Fischer is extremely eloquent in the chapter on understanding as well. Here his vocation as a poet must have helped; he was a poet before he practiced Buddhism, and has published a number of volumes of poetry through the years. This mind of meditation, the Big Mind that we find in sitting, is the place that poets and other writers have always written from. When I’ve tried to describe meditation to my writer friends, I say: it’s just like writing, except you don’t do the writing. It’s also the mind that ultimately leads to a better life; Fischer describes it beautifully.
“Based on the perfection of understanding, bodhisattvas don’t see practices or teachings, they don’t have goals or make effort—they are flexible, they have a sense of humor about themselves and their bodhisattva project. They understand that everything is ironic, provisional, and fluid, especially the way they see things, the way they think and speak. The perfection of understanding is the ultimate source of skillful means. The whole world is nothing but skillful means.
“It’s an easy shift from here to the overarching theme of our discussion—imagination. I hope it’s clear that all the words I have been emphasizing in this book are just labels I am clumsily trying to pin on something that defies all labels. Emptiness, understanding, perfection, imagination, irony, skillful means, love, compassion, awakening, bodhisattva—can we really be clear about the precise definitions of these various words?

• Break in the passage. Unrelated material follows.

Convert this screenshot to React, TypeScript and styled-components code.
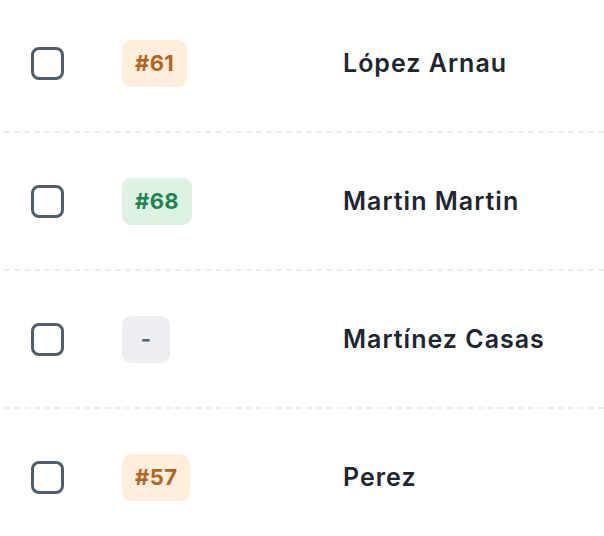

Aren’t they all just markers of our continually feeble attempt to explain something we desperately need to understand, but can’t quite understand, about our collective life on earth? Yet we need to keep trying to understand, with a great hope that our effort will somehow help.”
Indeed we do, and I believe the effort does help. I read the first four chapters of this book somewhat dutifully, but the last two were marvelous, and illuminated the other four. I don’t think you should skip the early chapters. But you’ll appreciate them more by the end.